This is the fourteenth in Critical Mass's new Second Thoughts series, curated by Daniel Akst. More about this series, and how to submit, here.
As is so often the case with such exercises, the premise of this one–literary second thoughts–mentally handcuffs me at first, for the question seems simultaneously too narrow and too broad. Like many working critics, I suspect, I have neither the time nor the inclination to revisit the judgments I scatter so carelessly in my wake, affecting instead a kind of jaunty nonchalance, a faux-working-journalist pride in the reviews’ essential ephemerality. This is a pose, of course: secretly I archive and catalogue my reviews painstakingly, even though I may publicly deem them good for wrapping fish and nothing else. The cataloguing does not, however, extend to actual reconsideration of their contents; I am either too self-confident or too fragile — I am not sure which — to spend much time worrying retroactively about the accuracy of my judgments.
Of the writers who end up making a more lasting impact on me, the ones that I cherish and talk about with friends and think about late at night, conversely, the concept of “second thoughts” seems puny and inadequate: second and third and fifth and seventh thoughts, a lifetime of thoughts, a stream of reaction and consideration and shifting allegiance — something akin to what Harold Bloom terms agon — would be more accurate. The Portrait of a Lady does not mean to me now what it did when I was 22, nor, I expect, what it will, God willing, when I am 72. In the spirit of the question, though, I am willing to spend a few pleasurable moments, as I do with increasing frequency, thinking of Elizabeth Bishop.
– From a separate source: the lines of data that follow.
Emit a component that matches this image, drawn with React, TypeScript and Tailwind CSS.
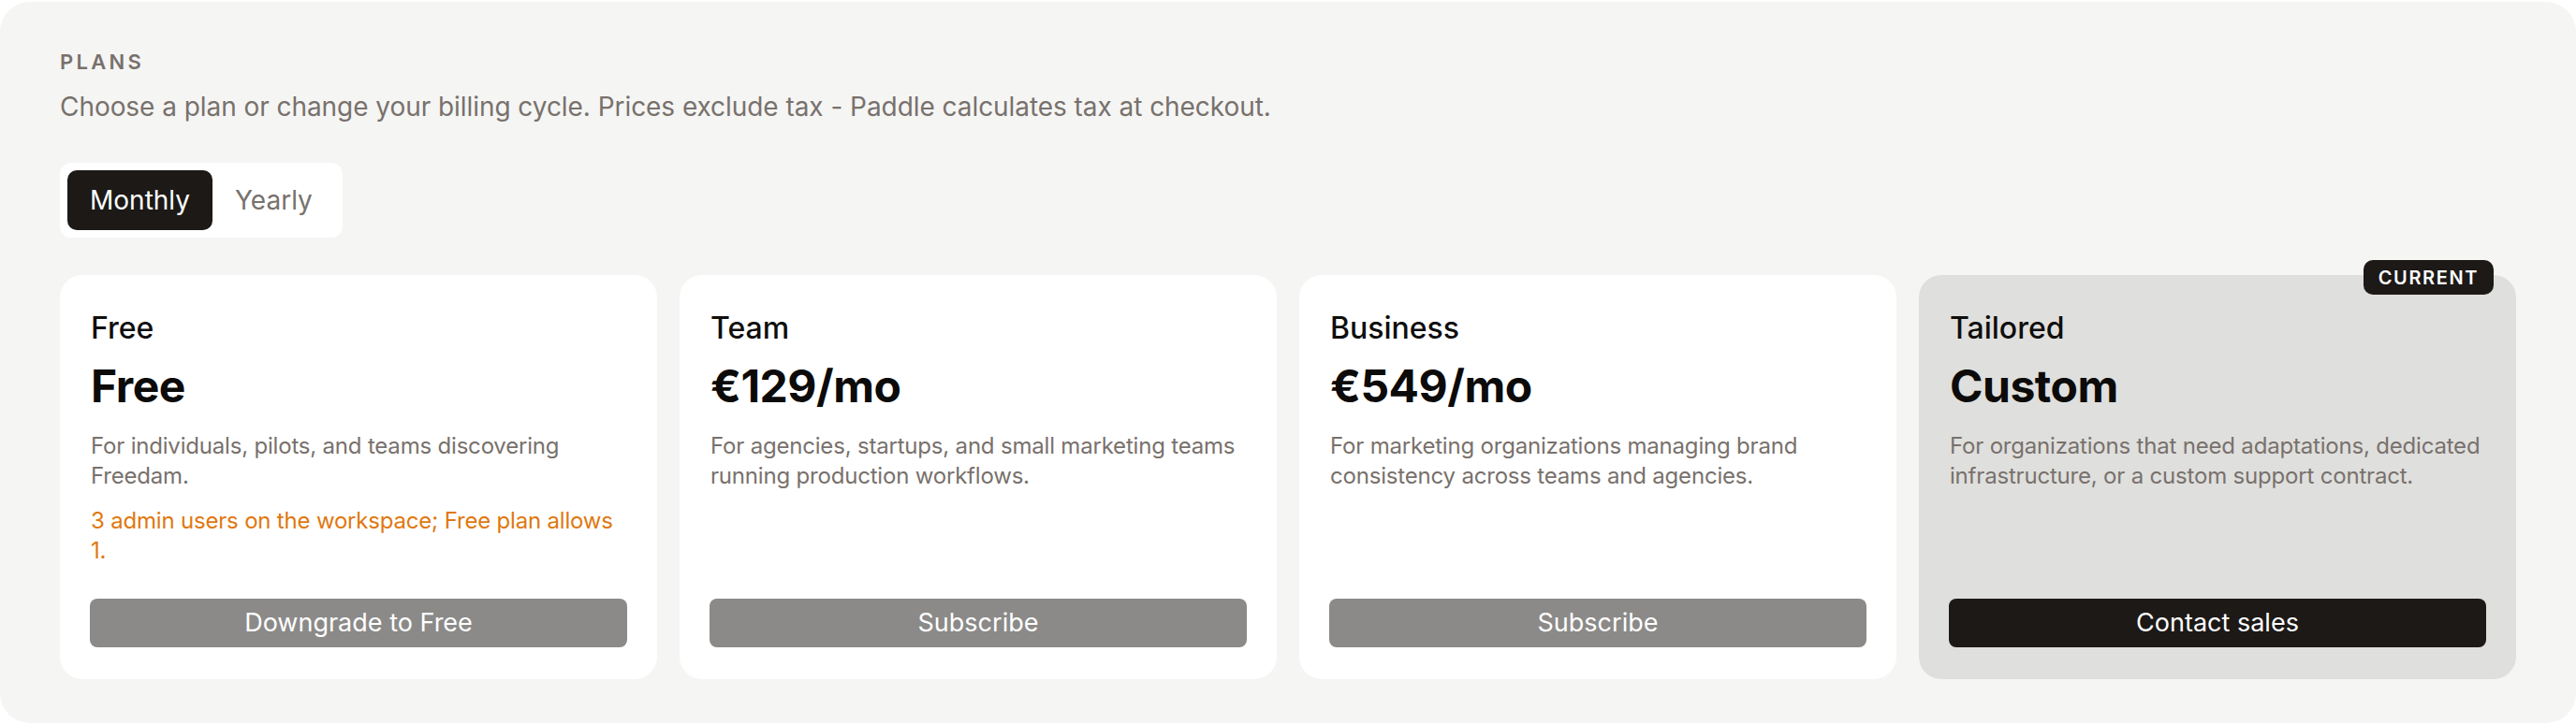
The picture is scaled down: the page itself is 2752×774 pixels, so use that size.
import React from 'react'

interface Plan {
  name: string
  price: string
  description: string
  warning?: string
  action: string
  current?: boolean
}

const plans: Plan[] = [
  {
    name: 'Free',
    price: 'Free',
    description: 'For individuals, pilots, and teams discovering Freedam.',
    warning: '3 admin users on the workspace; Free plan allows 1.',
    action: 'Downgrade to Free',
  },
  {
    name: 'Team',
    price: '€129/mo',
    description: 'For agencies, startups, and small marketing teams running production workflows.',
    action: 'Subscribe',
  },
  {
    name: 'Business',
    price: '€549/mo',
    description: 'For marketing organizations managing brand consistency across teams and agencies.',
    action: 'Subscribe',
  },
  {
    name: 'Tailored',
    price: 'Custom',
    description: 'For organizations that need adaptations, dedicated infrastructure, or a custom support contract.',
    action: 'Contact sales',
    current: true,
  },
]

const PlanCard = ({ plan }: { plan: Plan }) => {
  return (
    <div
      className={
        plan.current
          ? 'relative flex flex-col rounded-[24px] bg-[#dfdfdd] px-8 pt-[33px] pb-[34px]'
          : 'relative flex flex-col rounded-[24px] bg-white px-8 pt-[33px] pb-[34px]'
      }
    >
      {plan.current && (
        <span className="absolute -top-4 right-6 flex h-[37px] items-center rounded-[10px] bg-[#1c1917] px-4 text-[20px] font-semibold tracking-[0.08em] text-white">
          CURRENT
        </span>
      )}
      <div className="flex-1 pl-px">
        <h3 className="text-[32px] leading-[48px] font-medium text-[#0f0e0d]">{plan.name}</h3>
        <div className="mt-[6px] text-[48px] leading-[64px] font-bold tracking-[-0.01em] text-[#0c0b0a]">
          {plan.price}
        </div>
        <p className="mt-4 text-[24px] leading-8 tracking-[-0.008em] text-[#78716c]">{plan.description}</p>
        {plan.warning && (
          <p className="mt-4 text-[24px] leading-8 tracking-[-0.008em] text-[#e0780f]">{plan.warning}</p>
        )}
      </div>
      <button
        className={
          plan.current
            ? 'mt-[35px] h-[52px] w-full shrink-0 rounded-[8px] bg-[#1c1917] text-[27px] text-white'
            : 'mt-[35px] h-[52px] w-full shrink-0 rounded-[8px] bg-[#8b8a88] text-[27px] text-white'
        }
      >
        {plan.action}
      </button>
    </div>
  )
}

export default function App() {
  return (
    <div className="min-h-screen bg-white font-['Inter',_'Liberation_Sans',_sans-serif]">
      <section className="mt-[2px] h-[771px] rounded-[32px] bg-[#f5f5f4] px-16 pt-12">
        <p className="text-[22px] leading-8 font-semibold tracking-[0.15em] text-[#78716c]">PLANS</p>
        <p className="mt-3 text-[28px] leading-10 tracking-[-0.002em] text-[#78716c]">
          Choose a plan or change your billing cycle. Prices exclude tax - Paddle calculates tax at checkout.
        </p>

        <div className="mt-10 inline-flex rounded-[12px] bg-white p-2">
          <button className="h-16 rounded-[10px] bg-[#1c1917] px-6 text-[28px] text-white">Monthly</button>
          <button className="h-16 rounded-[10px] px-6 text-[28px] text-[#78716c]">Yearly</button>
        </div>

        <div className="mt-10 grid grid-cols-4 gap-6">
          {plans.map((plan) => (
            <PlanCard key={plan.name} plan={plan} />
          ))}
        </div>
      </section>
    </div>
  )
}
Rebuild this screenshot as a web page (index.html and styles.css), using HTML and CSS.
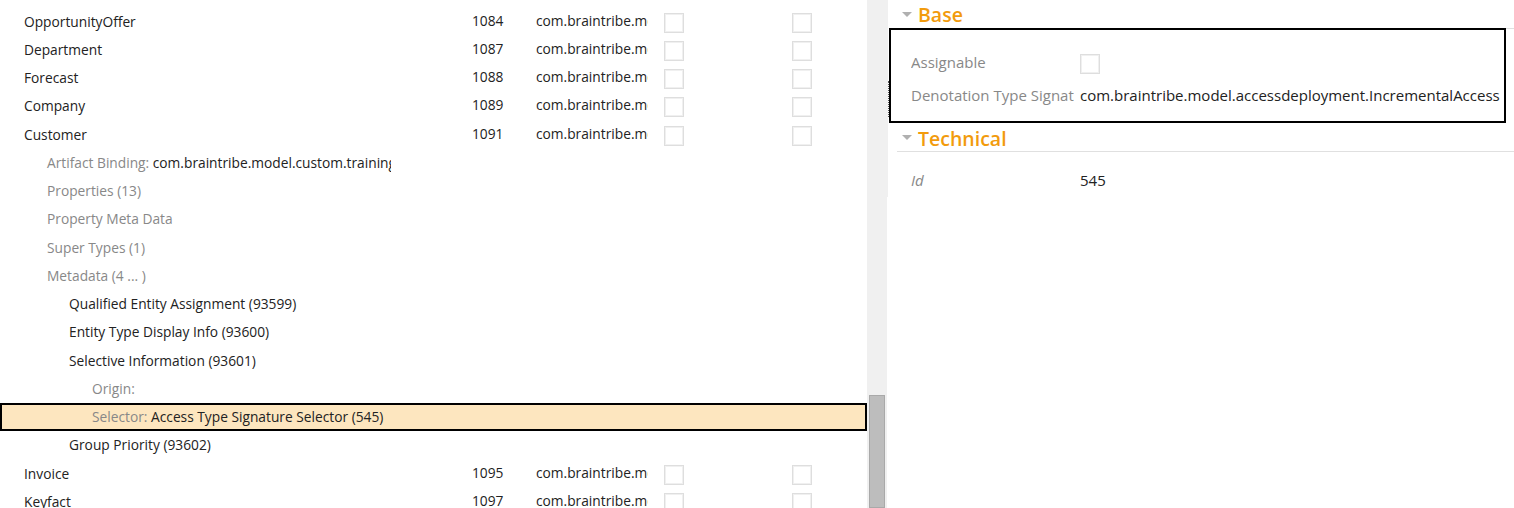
FILE: index.html
```html
<!DOCTYPE html>
<html>
<head>
<meta charset="utf-8">
<link rel="stylesheet" href="styles.css">
</head>
<body>
<div class="app">
  <div class="tree">
    <div class="row"><div class="name l0">OpportunityOffer</div><div class="num">1084</div><div class="pkg"><span>com.braintribe.model.custom.training</span></div><div class="cbcell"><span class="cb"></span></div><div class="cbcell"><span class="cb"></span></div></div>
    <div class="row"><div class="name l0">Department</div><div class="num">1087</div><div class="pkg"><span>com.braintribe.model.custom.training</span></div><div class="cbcell"><span class="cb"></span></div><div class="cbcell"><span class="cb"></span></div></div>
    <div class="row"><div class="name l0">Forecast</div><div class="num">1088</div><div class="pkg"><span>com.braintribe.model.custom.training</span></div><div class="cbcell"><span class="cb"></span></div><div class="cbcell"><span class="cb"></span></div></div>
    <div class="row"><div class="name l0">Company</div><div class="num">1089</div><div class="pkg"><span>com.braintribe.model.custom.training</span></div><div class="cbcell"><span class="cb"></span></div><div class="cbcell"><span class="cb"></span></div></div>
    <div class="row"><div class="name l0">Customer</div><div class="num">1091</div><div class="pkg"><span>com.braintribe.model.custom.training</span></div><div class="cbcell"><span class="cb"></span></div><div class="cbcell"><span class="cb"></span></div></div>
    <div class="row"><div class="name l1"><span class="lbl">Artifact Binding: </span>com.braintribe.model.custom.training:CustomTrainingModel</div></div>
    <div class="row"><div class="name l1"><span class="lbl">Properties (13)</span></div></div>
    <div class="row"><div class="name l1"><span class="lbl">Property Meta Data</span></div></div>
    <div class="row"><div class="name l1"><span class="lbl">Super Types (1)</span></div></div>
    <div class="row"><div class="name l1"><span class="lbl">Metadata (4 ... )</span></div></div>
    <div class="row"><div class="name l2">Qualified Entity Assignment (93599)</div></div>
    <div class="row"><div class="name l2">Entity Type Display Info (93600)</div></div>
    <div class="row"><div class="name l2">Selective Information (93601)</div></div>
    <div class="row"><div class="name l3"><span class="lbl">Origin:</span></div></div>
    <div class="row selected"><div class="name l3"><span class="lbl">Selector: </span>Access Type Signature Selector (545)</div></div>
    <div class="row"><div class="name l2">Group Priority (93602)</div></div>
    <div class="row"><div class="name l0">Invoice</div><div class="num">1095</div><div class="pkg"><span>com.braintribe.model.custom.training</span></div><div class="cbcell"><span class="cb"></span></div><div class="cbcell"><span class="cb"></span></div></div>
    <div class="row"><div class="name l0">Keyfact</div><div class="num">1097</div><div class="pkg"><span>com.braintribe.model.custom.training</span></div><div class="cbcell"><span class="cb"></span></div><div class="cbcell"><span class="cb"></span></div></div>
  </div>
  <div class="scrollbar"><div class="thumb"></div></div>
  <div class="props">
    <div class="props-inner">
      <div class="section-head"><span class="tri"></span><span class="title">Base</span></div>
      <div class="focus-box">
        <div class="prow"><div class="plabel">Assignable</div><div class="pval"><span class="cb"></span></div></div>
        <div class="prow"><div class="plabel">Denotation Type Signature</div><div class="pval">com.braintribe.model.accessdeployment.IncrementalAccess</div></div>
      </div>
      <div class="section-head second"><span class="tri"></span><span class="title">Technical</span></div>
      <div class="plist">
        <div class="prow"><div class="plabel italic">Id</div><div class="pval">545</div></div>
      </div>
    </div>
  </div>
</div>
</body>
</html>
```

FILE: styles.css
```css
html, body {
  margin: 0;
  padding: 0;
  background: #fff;
}
body {
  font-family: "Open Sans", "Liberation Sans", sans-serif;
  font-size: 14px;
  color: #222;
  width: 1514px;
  height: 508px;
  overflow: hidden;
}
.app {
  display: flex;
  height: 508px;
}
.tree {
  width: 867px;
  flex: none;
  padding-top: 7px;
  box-sizing: border-box;
  overflow: hidden;
  font-size: 13.75px;
}
.row {
  display: flex;
  align-items: center;
  height: 28.25px;
  box-sizing: border-box;
  white-space: nowrap;
}
.row.selected {
  background: #fde6bf;
  border: 2px solid #000;
}
.name {
  width: 391px;
  flex: none;
  overflow: hidden;
  box-sizing: border-box;
}
.l0 { padding-left: 24px; }
.l1 { padding-left: 47px; }
.l2 { padding-left: 69px; }
.l3 { padding-left: 92px; }
.selected .l3 { padding-left: 90px; }
.lbl { color: #888; }
.num {
  width: 145px;
  flex: none;
  box-sizing: border-box;
  padding-left: 81px;
  margin-top: -2px;
}
.pkg {
  width: 128px;
  flex: none;
  margin-top: -2px;
}
.pkg span {
  display: block;
  width: 112px;
  overflow: hidden;
}
.cbcell {
  width: 128px;
  flex: none;
  display: flex;
  align-items: center;
}
.cb {
  display: inline-block;
  width: 20px;
  height: 20px;
  box-sizing: border-box;
  border: 1px solid #dedede;
  box-shadow: inset 0 0 0 1px #f0f0f0;
  background: #fff;
  margin-top: 3px;
}
.scrollbar {
  width: 20px;
  flex: none;
  background: #f0f0f0;
  display: flex;
  flex-direction: column;
  align-items: center;
}
.thumb {
  margin-top: 395px;
  width: 16px;
  flex: 1;
  background: #bdbdbd;
  border: 1px solid #a9a9a9;
  box-sizing: border-box;
}
.props {
  flex: 1;
  font-size: 15px;
}
.props-inner {
  border-left: 1px solid #f0f0f0;
}
.section-head {
  display: flex;
  align-items: center;
  height: 28px;
  margin-left: 9px;
  border-bottom: 1px solid #e0e0e0;
}
.tri {
  width: 0;
  height: 0;
  border-left: 5px solid transparent;
  border-right: 5px solid transparent;
  border-top: 5px solid #b0b0b0;
  margin-left: 5px;
  margin-right: 6px;
  margin-top: 0;
}
.title {
  color: #f29b0d;
  font-size: 19.5px;
  font-weight: 600;
  line-height: 28px;
  margin-top: 2px;
}
.section-head.second .title {
  margin-top: 3px;
}
.focus-box {
  position: relative;
  margin-left: 1px;
  margin-right: 8px;
  margin-top: -1px;
  border: 2px solid #000;
  padding: 16px 0 10px 20px;
}
.focus-box::before {
  content: "";
  position: absolute;
  left: -3px;
  top: 51px;
  height: 36px;
  border-left: 1px dotted #555;
}
.prow {
  display: flex;
  align-items: center;
  height: 32.5px;
  white-space: nowrap;
}
.plabel {
  width: 163px;
  margin-right: 6px;
  flex: none;
  overflow: hidden;
  color: #888;
}
.plabel.italic {
  font-style: italic;
}
.pval {
  display: flex;
  align-items: center;
}
.plist {
  padding: 12px 0 0 23px;
}
```
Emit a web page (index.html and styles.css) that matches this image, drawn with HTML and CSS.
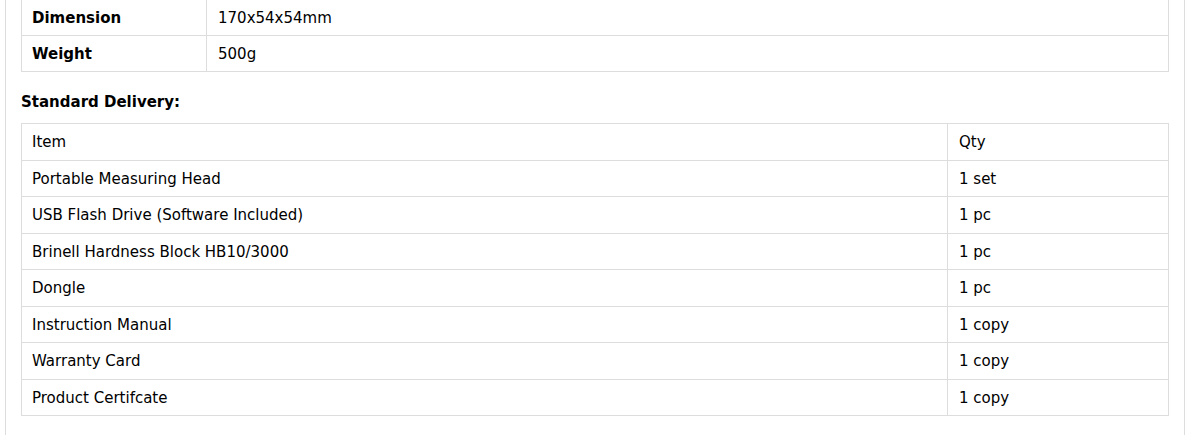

It is difficult for me to recall exactly when I first encountered Bishop, largely because she initially made very little impression at all. I do remember “One Art” serving as the epigraph for Melissa Bank’s The Girls’ Guide to Hunting and Fishing, but that poem, as marvelous as it is, is both regrettably over-exposed and also, perhaps not coincidentally, almost singularly unrepresentative of Bishop’s oeuvre. In my twenties and thirties I was smitten with John Berryman and the Dream Songs, whose chaos and intensity were far more attractive to my sensibility than Bishop’s careful, somewhat pallid (so I thought) verse. Now that I’m 47, however, Berryman strikes me as shrill, histrionic, fundamentally adolescent: all that alcohol and lust and insanity just seems a bit… de trop.
Bishop’s poetry, in contrast, seems to deepen and broaden in my mind, with her conversational tone — so seemingly artless and off-the-cuff — and her cheerful, sturdy good sense increasingly in alignment with the contours of my inner emotional landscape. Berryman and his ilk make poetry seem hard and dangerous, which is actually rather easy, if you have the right temperament. Bishop makes poetry seem easy, which is in fact immeasurably harder; her best poems, beneath the silky hum of their cadences, are searching and tough-minded, and her words – “the gray sidewalk, the watered street”; “a weak-mailed fist clenched ignorant against the sky” — chime unbidden in my mind’s ear at unexpected times. There is a suppleness and an imaginative reach to her sensibility that unfurls itself relatively slowly; having second thoughts, and more, about such a writer is easy, and even inevitable.